For a while we mess with them, first in marvel and delight, then becoming steadily dumbfounded at the magnitude of this miniscule-mole-crab event. A double handful of sand lifted from the swash seems to yield more tiny crustaceans than sand, by volume. Once set back down, the little beings wave their parapods about and then just lie there, unable to get right with their place. So we try to smooth sand over them, generally succeeding only in revealing a few dozen more individuals to the open air and imminent waves.
Speculation then begins in earnest. What does this hyperabundance of mole crab productivity say about previous generations hatching from beaches into the sea? About the sheer density of these creatures’ larval-stage existence, awash in the California Current? About events in the sea and season that have brought so many, so very very many of them, to the right age and size for settling out on this vigorous, sometimes violent, open-ocean beach. Where they are tumbled and killed and ground up into chunky detritus along the shore, becoming the curvilinear crustacean high-tide memorial.
Point Reyes Beach is ten to thirteen miles long, depending on who’s talking. Standing as we are at its mid-point, the great umbilicus, Abbotts Lagoon, we gaze left and right as if we might calculate the expanse of this mole-crab horde. Let’s see. Ten miles times about two meters (the width of the waves’ wash) times... how many individuals per unit squared? Here the mind stops working.
Instead, it turns to the question why, and our imaginary science keeps rolling out scenarios. Perhaps there’s been a spike in reproductive output here and elsewhere along our coast. Extraordinary survival of larvae in the plankton flow. Off-kilter currents tossing way too many ashore at one time. Not nearly enough predation here and now. (Where are the sanderling willets and godwits? oh right, mostly up north still.)
Pondering all this, as well as the indelible sensation of a struggle going on atop our toes in the watery sand, we waffle between wonder and mild horror ‒ amazement at both the life energy and the death-in-progress here. There is not really capacity inside us for these feelings. So we stop talking and go sort of slack.
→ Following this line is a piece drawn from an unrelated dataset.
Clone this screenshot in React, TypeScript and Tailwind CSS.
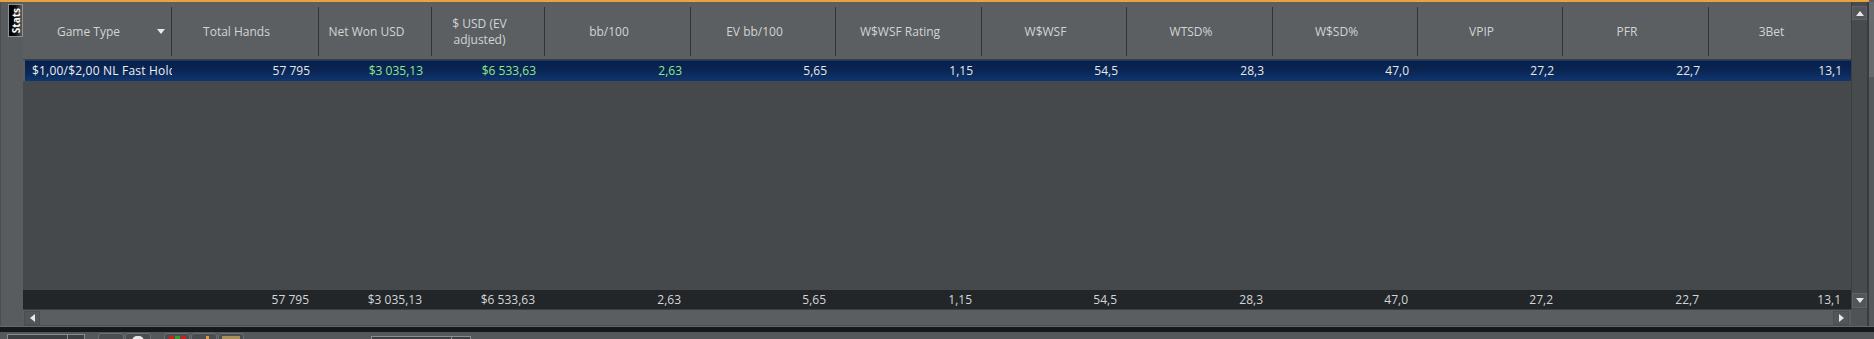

Some time later on we are retracing our steps inland, having spent time admiring a truly great egret foraging in the marsh and an otter mater leading two kits along the upper lagoon. The ocean is behind us, the rim of the overcast visible in the east. We talk of Lammas and the turn of the year. Today is a cross-quarter day that marks the time for winnowing and weeding – discarding whatever is in the way of the most abundant harvest. We name what we are bringing to fruition this time ‘round the sun.
Meanwhile, about a half-mile behind us, there is unspeakable winnowing under way in the oceanic year – death in the swash. We try to embrace the dilemma of tiny mole-crab beings weakly struggling to persist. Failing at this, we speak of the nutrients returning to seawater as so many billions of individuals die and dissolve in the soup.
Untold numbers blur into a single organism. A huge pulse of bio-vitality merges with annihilation. Cruel accident conflates with the elegant strategy of mole crabs’ life history. Death is generative. We are aghast and encouraged, all at once. We wonder and we pray.
There will be future walks along a gentler beach, watching as gravid female mole crabs hug their harvests of apricot-colored eggs to their abdomens, only to toss them away when the time is right, releasing them into the surge to renew the potential for another crop.
* Swash is an actual term for the section of a sand beach that is washed by remains of waves. It constantly shifts ‒ with the wave height, shore profile, and tide. Its upper limit is the curving line where sea water stops flowing up the shore and turns to wash back into the sea again. See “The Sand Swimmer” in West Marin Review no. 5, 2014.